Are there any differences in the CFM treatment among the individual companies on the market?

What doest the “spray drying technology” stand for? How does it actually work? Can you explain into detail? It is used quite frequently so I d like to know what it actually

[quote]Razor?s Edge wrote:
So what kind of effect has the temperature in the protein treatment on the quality of its use?

Are there any differences in the CFM treatment among the individual companies on the market?

What doest the “spray drying technology” stand for? How does it actually work? Can you explain into detail? It is used quite frequently so I d like to know what it actually[/quote]

Temperature: I assume your question is specific to ready-to-drink shakes/beverages, as opposed to protein powders? That’s typically where this question arises…primarily b/c a certain supplement company, about 2 years ago, launched what would eventually fail as a protein drink, but w/in its short life used the marketing angle that heating protein renders it useless.

Don’t know about you, but at some point between the cows udder and a protein making its way to my protein supplement, I’d like to have some assurances that the potentially dangerous bacteria strains have been killed (such is the reason behind heating).
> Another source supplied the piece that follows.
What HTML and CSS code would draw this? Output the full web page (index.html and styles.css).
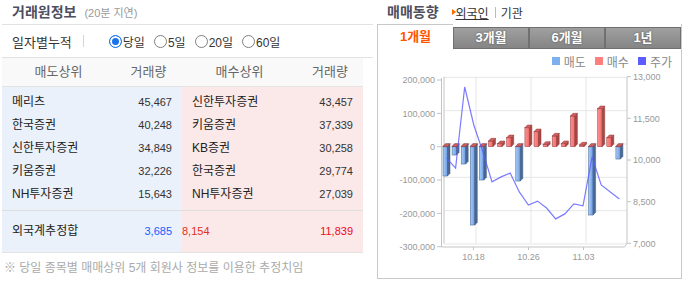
FILE: index.html
```html
<!DOCTYPE html>
<html lang="ko">
<head>
  <meta charset="UTF-8">
  <title>거래원정보 - 매매동향</title>
  <link rel="stylesheet" href="styles.css">
</head>
<body>

  <div class="wrap">
    <div class="trader-info">
      <div class="panel-title">
        <h2>거래원정보</h2>
        <span class="delay">(20분 지연)</span>
      </div>

      <div class="period">
        <span class="period-label">일자별누적</span>
        <span class="bar-sep"></span>
        <label><input type="radio" name="period" checked>당일</label>
        <label><input type="radio" name="period">5일</label>
        <label><input type="radio" name="period">20일</label>
        <label><input type="radio" name="period">60일</label>
      </div>

      <div class="trade-table">
        <div class="thead">
          <span>매도상위</span><span>거래량</span><span>매수상위</span><span>거래량</span>
        </div>
        <div class="tbody" id="broker-list">
          <!-- rows rendered by script -->
        </div>
        <div class="total">
          <span class="name">외국계추정합</span>
          <span class="num sell-sum">3,685</span>
          <span class="net">8,154</span>
          <span class="num buy-sum">11,839</span>
        </div>
      </div>

      <p class="note">※ 당일 종목별 매매상위 5개 회원사 정보를 이용한 추정치임</p>
    </div>

    <div class="trend">
      <div class="trend-title">
        <h2>매매동향</h2>
        <span class="arrow"></span>
        <a href="#" class="on">외국인</a>
        <span class="sep"></span>
        <a href="#">기관</a>
      </div>

      <div class="chart-box">
        <div class="tabs">
          <span class="tab active">1개월</span>
          <span class="tab">3개월</span>
          <span class="tab">6개월</span>
          <span class="tab">1년</span>
        </div>

        <div class="legend">
          <span><i class="lg-sell"></i>매도</span>
          <span><i class="lg-buy"></i>매수</span>
          <span><i class="lg-price"></i>주가</span>
        </div>

        <svg class="chart" width="303" height="207" viewBox="378 71 303 207">
          <defs>
            <linearGradient id="sellGrad" x1="0" x2="1" y1="0" y2="0">
              <stop offset="0" stop-color="#a9cdf9"/>
              <stop offset="1" stop-color="#6b9de3"/>
            </linearGradient>
            <linearGradient id="buyGrad" x1="0" x2="1" y1="0" y2="0">
              <stop offset="0" stop-color="#ff9090"/>
              <stop offset="1" stop-color="#f46a6a"/>
            </linearGradient>
          </defs>
          <g id="grid"></g>
          <g id="bars"></g>
          <g id="line"></g>
          <g id="axes"></g>
        </svg>
      </div>
    </div>
  </div>

  <script>
    const brokers = [
      { sell: "메리츠", sellVol: 45467, buy: "신한투자증권", buyVol: 43457 },
      { sell: "한국증권", sellVol: 40248, buy: "키움증권", buyVol: 37339 },
      { sell: "신한투자증권", sellVol: 34849, buy: "KB증권", buyVol: 30258 },
      { sell: "키움증권", sellVol: 32226, buy: "한국증권", buyVol: 29774 },
      { sell: "NH투자증권", sellVol: 15643, buy: "NH투자증권", buyVol: 27039 }
    ];

    function fmt(n) {
      return n.toLocaleString("en-US");
    }

    function renderBrokers() {
      const list = document.getElementById("broker-list");
      list.innerHTML = "";
      brokers.forEach(b => {
        const row = document.createElement("div");
        row.className = "row";
        row.innerHTML = `
          <span class="name">${b.sell}</span>
          <span class="num">${fmt(b.sellVol)}</span>
          <span class="name">${b.buy}</span>
          <span class="num">${fmt(b.buyVol)}</span>
        `;
        list.appendChild(row);
      });
    }

    // foreigner net trading, last 20 sessions
    const sells = [-88000, -25000, -52000, -235000, -100000, 0, 0, 0, -103000, 0,
                   0, 0, 0, 0, 0, 0, -205000, 0, 0, -37000];
    const buys = [1000, 1000, 1000, 1000, 1000, 17000, 9000, 27000, 1000, 57000,
                  45000, 7000, 32000, 9000, 92000, 5000, 1000, 114000, 27000, 1000];
    const prices = [10070, 9710, 12630, 11260, 10290, 9210, 9390, 9530, 8850, 8380,
                    8520, 8270, 7880, 8060, 8420, 8350, 10110, 9100, 8850, 8600];

    const ZERO = 146.7, PX = 33.33 / 100000;
    const X0 = 443, STEP = 9.1, W = 4.5, DX = 2.5, DY = 2.7;
    const LEFT = 441.5, WALL_L = 444, WALL_R = 627, BOTTOM = 247;

    function priceY(p) {
      return 76.7 + (13000 - p) * (166.6 / 6000);
    }

    function poly(pts, cls) {
      return `<polygon class="${cls}" points="${pts.map(p => p.join(",")).join(" ")}"/>`;
    }

    function bar(x, v, kind) {
      const y = ZERO - v * PX;
      const top = Math.min(y, ZERO), bot = Math.max(y, ZERO);
      return `<rect class="${kind}-front" x="${x}" y="${top}" width="${W}" height="${bot - top}"/>` +
        poly([[x + W, top], [x + W + DX, top - DY], [x + W + DX, bot - DY], [x + W, bot]], kind + "-side") +
        poly([[x, top], [x + DX, top - DY], [x + W + DX, top - DY], [x + W, top]], kind + "-top");
    }

    function renderChart() {
      const leftTicks = [200000, 100000, 0, -100000, -200000, -300000];
      const rightTicks = [13000, 11500, 10000, 8500, 7000];
      const dates = [{ x: 476, label: "10.18" }, { x: 531, label: "10.26" }, { x: 586, label: "11.03" }];

      let grid = "";
      leftTicks.forEach(v => {
        const y = ZERO - v * PX - DY;
        grid += `<line class="grid-line" x1="${WALL_L}" x2="${WALL_R}" y1="${y}" y2="${y}"/>`;
      });
      dates.forEach(d => {
        grid += `<line class="grid-line" x1="${d.x}" x2="${d.x}" y1="76.7" y2="243.3"/>`;
      });
      grid += `<line class="axis-line" x1="${WALL_L}" x2="${WALL_L}" y1="76.7" y2="243.3"/>`;
      document.getElementById("grid").innerHTML = grid;

      let bars = "";
      sells.forEach((v, i) => {
        if (v < 0) bars += bar(X0 + i * STEP, v, "sell");
      });
      buys.forEach((v, i) => {
        bars += bar(X0 + i * STEP, v, "buy");
      });
      document.getElementById("bars").innerHTML = bars;

      const pts = prices.map((p, i) => `${(X0 + 3.5 + i * STEP).toFixed(1)},${priceY(p).toFixed(1)}`);
      document.getElementById("line").innerHTML = `<polyline class="price-line" points="${pts.join(" ")}"/>`;

      let axes = `<line class="axis-line" x1="${LEFT}" x2="${LEFT}" y1="78" y2="${BOTTOM}"/>` +
        `<line class="axis-line" x1="${LEFT}" x2="${WALL_R - DX}" y1="${BOTTOM}" y2="${BOTTOM}"/>` +
        `<line class="axis-line" x1="${WALL_R - DX}" x2="${WALL_R}" y1="${BOTTOM}" y2="243.3"/>` +
        `<line class="axis-line" x1="${WALL_R}" x2="${WALL_R}" y1="76.7" y2="243.3"/>`;
      leftTicks.forEach(v => {
        const y = ZERO - v * PX;
        axes += `<line class="axis-line" x1="437" x2="${LEFT}" y1="${y}" y2="${y}"/>`;
        axes += `<text class="axis-text" x="435" y="${y + 3.3}" text-anchor="end">${fmt(v)}</text>`;
      });
      rightTicks.forEach(p => {
        const y = priceY(p);
        axes += `<line class="axis-line" x1="${WALL_R}" x2="631" y1="${y}" y2="${y}"/>`;
        axes += `<text class="axis-text" x="633" y="${y + 3.3}">${fmt(p)}</text>`;
      });
      dates.forEach(d => {
        const x = d.x - DX;
        axes += `<line class="axis-line" x1="${x}" x2="${x}" y1="${BOTTOM}" y2="250"/>`;
        axes += `<text class="axis-text" x="${x}" y="260" text-anchor="middle">${d.label}</text>`;
      });
      document.getElementById("axes").innerHTML = axes;
    }

    renderBrokers();
    renderChart();
  </script>

</body>
</html>
```

FILE: styles.css
```css
body {
  margin: 0;
  font-family: "Liberation Sans", "Noto Sans CJK KR", sans-serif;
  font-size: 12px;
  color: #333;
  background: #fff;
}

.wrap {
  display: flex;
}

/* left: 거래원정보 */

.trader-info {
  width: 371px;
  padding-left: 2px;
}

.panel-title,
.trend-title {
  display: flex;
  align-items: center;
  height: 24px;
  padding-left: 10px;
}

.panel-title {
  border-bottom: 1px solid #e2e2e2;
}

.panel-title h2,
.trend-title h2 {
  margin: 0;
  font-size: 14px;
  font-weight: 700;
  line-height: 24px;
  color: #4e4e5e;
}

.delay {
  margin-left: 8px;
  font-size: 11px;
  color: #999;
}

.period {
  display: flex;
  align-items: center;
  height: 32px;
  padding-left: 10px;
  border-bottom: 1px solid #e2e2e2;
}

.period-label {
  font-size: 13px;
}

.bar-sep {
  width: 1px;
  height: 12px;
  background: #d5d5d5;
  margin: 0 25px 0 11px;
}

.period label {
  display: flex;
  align-items: center;
  margin-right: 9px;
  font-size: 12px;
}

.period input {
  appearance: none;
  width: 13px;
  height: 13px;
  margin: 0 1px 0 0;
  border: 1px solid #808080;
  border-radius: 50%;
  background: #fff;
}

.period input:checked {
  border-color: #1a73e8;
  background: #1a73e8;
  box-shadow: inset 0 0 0 2px #fff;
}

.trade-table {
  width: 361px;
}

.thead,
.row,
.total {
  display: grid;
  grid-template-columns: 113px 67px 115px 66px;
}

.thead {
  height: 28px;
  line-height: 28px;
  background: #f9f9f9;
  border-bottom: 1px solid #e3e3e3;
  text-align: center;
  color: #666;
  font-size: 13px;
}

.tbody {
  padding: 4px 0;
  background: linear-gradient(to right, #eaf1fb 180px, #fbe9e9 180px);
  border-bottom: 1px solid #dedede;
}

.row {
  height: 23px;
  line-height: 23px;
  font-size: 12px;
}

.total {
  height: 41px;
  line-height: 41px;
  font-size: 12px;
  background: linear-gradient(to right, #eaf1fb 180px, #fbe9e9 180px);
  border-bottom: 1px solid #e3e3e3;
}

.name {
  padding-left: 10px;
  color: #222;
}

.num,
.net {
  font-size: 11px;
}

.num {
  text-align: right;
  padding-right: 10px;
  color: #333;
}

.total .sell-sum {
  color: #1a5cff;
}

.total .net {
  color: #e0321e;
}

.total .buy-sum {
  color: #ee0a1e;
}

.note {
  margin: 0;
  padding: 6px 0 0 2px;
  line-height: 18px;
  font-size: 12px;
  color: #aaa;
}

/* right: 매매동향 */

.trend {
  width: 305px;
  margin-left: 4px;
}

.arrow {
  width: 0;
  height: 0;
  margin-left: 13px;
  border-left: 4px solid #ff6a00;
  border-top: 3px solid transparent;
  border-bottom: 3px solid transparent;
}

.trend-title a {
  color: #333;
  font-size: 12px;
  text-decoration: none;
}

.trend-title a.on {
  text-decoration: underline;
}

.sep {
  width: 1px;
  height: 11px;
  background: #bbb;
  margin: 0 5px 0 6px;
}

.chart-box {
  border: 1px solid #c9c9c9;
  border-top: 0;
}

.tabs {
  display: flex;
  height: 25px;
}

.tab {
  box-sizing: border-box;
  flex: 0 0 76px;
  height: 22px;
  margin-top: 3px;
  line-height: 20px;
  text-align: center;
  font-size: 13px;
  font-weight: 700;
  color: #fff;
  background: linear-gradient(#a0a0a0, #858585);
  border: 1px solid #707070;
  text-shadow: 0 0 2px #4a4a4a;
}

.tab.active {
  flex-basis: 75px;
  height: 25px;
  margin-top: 0;
  line-height: 24px;
  background: #fff;
  border: 0;
  border-top: 1px solid #c9c9c9;
  color: #ff5500;
  text-shadow: none;
}

.legend {
  box-sizing: border-box;
  display: flex;
  justify-content: flex-end;
  align-items: center;
  gap: 9px;
  height: 22px;
  padding: 2px 9px 0 0;
  font-size: 12px;
  color: #888;
}

.legend span {
  display: flex;
  align-items: center;
  gap: 4px;
}

.legend i {
  width: 8px;
  height: 8px;
}

.lg-sell { background: #7fb0ee; }
.lg-buy { background: #ff7f7f; }
.lg-price { background: #5c5cff; }

.chart {
  display: block;
}

.grid-line {
  stroke: #e6e6e6;
  stroke-width: 1;
}

.axis-line {
  stroke: #c4c4c4;
  stroke-width: 1;
}

.axis-text {
  font-family: "Liberation Sans", sans-serif;
  font-size: 9px;
  fill: #999;
}

.sell-front { fill: url(#sellGrad); stroke: #3e5d8a; stroke-width: 0.5; }
.sell-side { fill: #4b6792; stroke: #3e5d8a; stroke-width: 0.5; }
.sell-top { fill: #8fb6ea; stroke: #3e5d8a; stroke-width: 0.5; }

.buy-front { fill: url(#buyGrad); stroke: #8f3b3b; stroke-width: 0.5; }
.buy-side { fill: #a94545; stroke: #8f3b3b; stroke-width: 0.5; }
.buy-top { fill: #d55f5f; stroke: #8f3b3b; stroke-width: 0.5; }

.price-line {
  fill: none;
  stroke: #5a5aff;
  stroke-width: 1.2;
  stroke-opacity: 0.8;
}
```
Certain types of proteins hold up better under the necessary heat, whereas there are also several methods available today to ensure that certain bacterias get whacked, yet not all of them having to be via classic pasteurization methodolgy.

CFM: Cross-flow microfiltration is all relatively the same, w/ the major differences potentially being membrane size (i.e. the filter works like a seive, so as the particles flow over it in a tangential rate, the pore size w/in the filter/membrane is the determining factor in particle size that is filtered out), and maybe the membrane material used (ex: teflon, plastic, etc).

There’s an obvious and constant particle size inherent in the functional aspects of a good protein that one would want to maintain, and thus, from my experience, there’s not really any noticeable difference b/w one CFM protein and another, assuming the protein supplier for each respective protein raw material is even the slightest bit informed in the area of protein structure and chemistry.

Spray Drying: Simply one of the manufacturing steps often employed to accelerate the drying process before bulk packaging into totes or other containers whereby you wouldn’t want moisture present that could breed bacterium growth.